═════ Data shown

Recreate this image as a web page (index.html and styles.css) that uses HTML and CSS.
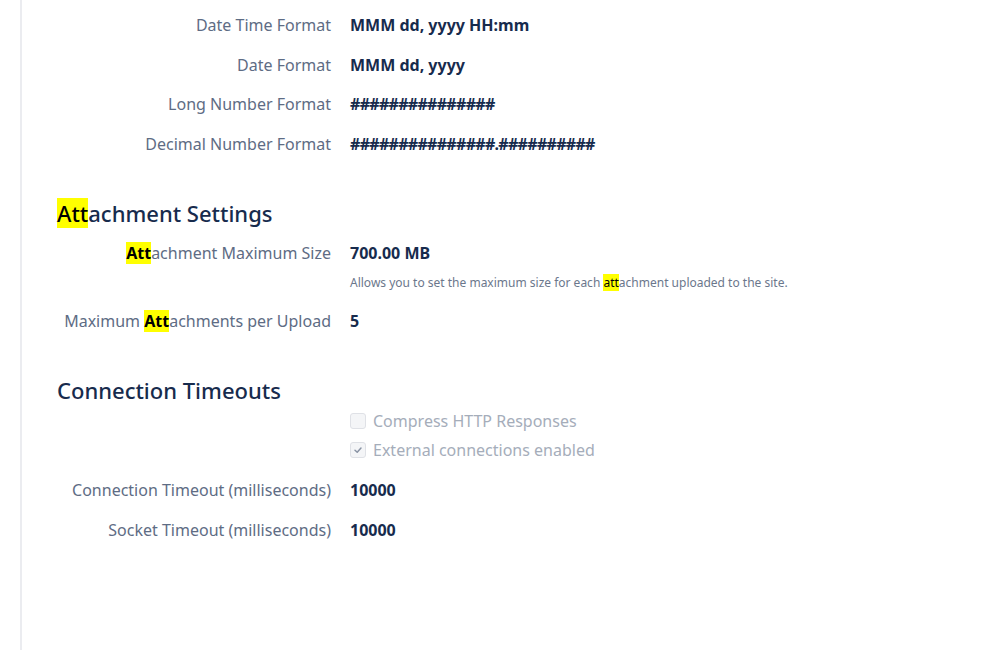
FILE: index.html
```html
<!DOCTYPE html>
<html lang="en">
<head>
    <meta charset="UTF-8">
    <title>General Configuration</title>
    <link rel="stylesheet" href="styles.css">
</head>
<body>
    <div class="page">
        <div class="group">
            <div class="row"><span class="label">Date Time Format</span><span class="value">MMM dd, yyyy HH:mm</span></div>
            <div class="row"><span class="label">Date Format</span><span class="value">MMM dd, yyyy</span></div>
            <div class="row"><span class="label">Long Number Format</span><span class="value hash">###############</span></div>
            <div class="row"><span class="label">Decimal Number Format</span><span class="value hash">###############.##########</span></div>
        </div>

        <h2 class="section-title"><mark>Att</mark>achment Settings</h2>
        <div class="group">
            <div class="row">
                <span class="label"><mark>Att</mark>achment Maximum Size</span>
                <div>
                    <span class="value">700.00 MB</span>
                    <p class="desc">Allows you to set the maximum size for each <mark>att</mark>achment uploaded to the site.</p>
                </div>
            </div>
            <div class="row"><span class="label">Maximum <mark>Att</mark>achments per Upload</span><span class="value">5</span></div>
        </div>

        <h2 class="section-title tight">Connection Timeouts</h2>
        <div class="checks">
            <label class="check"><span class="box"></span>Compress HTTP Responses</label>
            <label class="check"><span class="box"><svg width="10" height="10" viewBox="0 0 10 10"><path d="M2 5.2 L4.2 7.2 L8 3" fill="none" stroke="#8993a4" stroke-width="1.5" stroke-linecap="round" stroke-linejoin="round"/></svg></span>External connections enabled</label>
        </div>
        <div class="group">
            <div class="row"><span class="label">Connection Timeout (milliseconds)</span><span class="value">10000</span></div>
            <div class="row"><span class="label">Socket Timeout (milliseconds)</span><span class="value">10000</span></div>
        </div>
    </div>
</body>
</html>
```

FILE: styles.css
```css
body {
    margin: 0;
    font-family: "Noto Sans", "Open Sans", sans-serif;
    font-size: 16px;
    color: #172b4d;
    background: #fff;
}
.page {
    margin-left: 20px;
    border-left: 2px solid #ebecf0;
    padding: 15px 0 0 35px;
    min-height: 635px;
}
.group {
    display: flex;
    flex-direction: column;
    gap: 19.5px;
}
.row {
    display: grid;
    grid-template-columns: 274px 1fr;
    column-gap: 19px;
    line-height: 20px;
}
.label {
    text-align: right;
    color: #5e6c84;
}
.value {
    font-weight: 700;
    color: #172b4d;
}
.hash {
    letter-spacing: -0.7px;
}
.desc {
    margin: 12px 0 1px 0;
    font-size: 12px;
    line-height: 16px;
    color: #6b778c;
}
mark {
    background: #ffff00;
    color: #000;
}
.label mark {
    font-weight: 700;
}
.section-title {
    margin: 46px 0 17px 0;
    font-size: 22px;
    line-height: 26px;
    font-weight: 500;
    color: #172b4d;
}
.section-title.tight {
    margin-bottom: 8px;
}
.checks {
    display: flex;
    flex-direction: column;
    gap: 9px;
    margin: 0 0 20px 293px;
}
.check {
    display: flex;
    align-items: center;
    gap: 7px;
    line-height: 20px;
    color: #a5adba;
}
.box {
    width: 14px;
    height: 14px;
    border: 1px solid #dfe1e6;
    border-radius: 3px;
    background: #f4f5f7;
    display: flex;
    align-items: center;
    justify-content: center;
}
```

══════════

**Given exercise:**
In the copy, include no pictures; restate the listing above exactly.

**Worked answer:**
Recreate this image as a web page (index.html and styles.css) that uses HTML and CSS.
FILE: index.html
```html
<!DOCTYPE html>
<html lang="en">
<head>
    <meta charset="UTF-8">
    <title>General Configuration</title>
    <link rel="stylesheet" href="styles.css">
</head>
<body>
    <div class="page">
        <div class="group">
            <div class="row"><span class="label">Date Time Format</span><span class="value">MMM dd, yyyy HH:mm</span></div>
            <div class="row"><span class="label">Date Format</span><span class="value">MMM dd, yyyy</span></div>
            <div class="row"><span class="label">Long Number Format</span><span class="value hash">###############</span></div>
            <div class="row"><span class="label">Decimal Number Format</span><span class="value hash">###############.##########</span></div>
        </div>

        <h2 class="section-title"><mark>Att</mark>achment Settings</h2>
        <div class="group">
            <div class="row">
                <span class="label"><mark>Att</mark>achment Maximum Size</span>
                <div>
                    <span class="value">700.00 MB</span>
                    <p class="desc">Allows you to set the maximum size for each <mark>att</mark>achment uploaded to the site.</p>
                </div>
            </div>
            <div class="row"><span class="label">Maximum <mark>Att</mark>achments per Upload</span><span class="value">5</span></div>
        </div>

        <h2 class="section-title tight">Connection Timeouts</h2>
        <div class="checks">
            <label class="check"><span class="box"></span>Compress HTTP Responses</label>
            <label class="check"><span class="box"><svg width="10" height="10" viewBox="0 0 10 10"><path d="M2 5.2 L4.2 7.2 L8 3" fill="none" stroke="#8993a4" stroke-width="1.5" stroke-linecap="round" stroke-linejoin="round"/></svg></span>External connections enabled</label>
        </div>
        <div class="group">
            <div class="row"><span class="label">Connection Timeout (milliseconds)</span><span class="value">10000</span></div>
            <div class="row"><span class="label">Socket Timeout (milliseconds)</span><span class="value">10000</span></div>
        </div>
    </div>
</body>
</html>
```

FILE: styles.css
```css
body {
    margin: 0;
    font-family: "Noto Sans", "Open Sans", sans-serif;
    font-size: 16px;
    color: #172b4d;
    background: #fff;
}
.page {
    margin-left: 20px;
    border-left: 2px solid #ebecf0;
    padding: 15px 0 0 35px;
    min-height: 635px;
}
.group {
    display: flex;
    flex-direction: column;
    gap: 19.5px;
}
.row {
    display: grid;
    grid-template-columns: 274px 1fr;
    column-gap: 19px;
    line-height: 20px;
}
.label {
    text-align: right;
    color: #5e6c84;
}
.value {
    font-weight: 700;
    color: #172b4d;
}
.hash {
    letter-spacing: -0.7px;
}
.desc {
    margin: 12px 0 1px 0;
    font-size: 12px;
    line-height: 16px;
    color: #6b778c;
}
mark {
    background: #ffff00;
    color: #000;
}
.label mark {
    font-weight: 700;
}
.section-title {
    margin: 46px 0 17px 0;
    font-size: 22px;
    line-height: 26px;
    font-weight: 500;
    color: #172b4d;
}
.section-title.tight {
    margin-bottom: 8px;
}
.checks {
    display: flex;
    flex-direction: column;
    gap: 9px;
    margin: 0 0 20px 293px;
}
.check {
    display: flex;
    align-items: center;
    gap: 7px;
    line-height: 20px;
    color: #a5adba;
}
.box {
    width: 14px;
    height: 14px;
    border: 1px solid #dfe1e6;
    border-radius: 3px;
    background: #f4f5f7;
    display: flex;
    align-items: center;
    justify-content: center;
}
```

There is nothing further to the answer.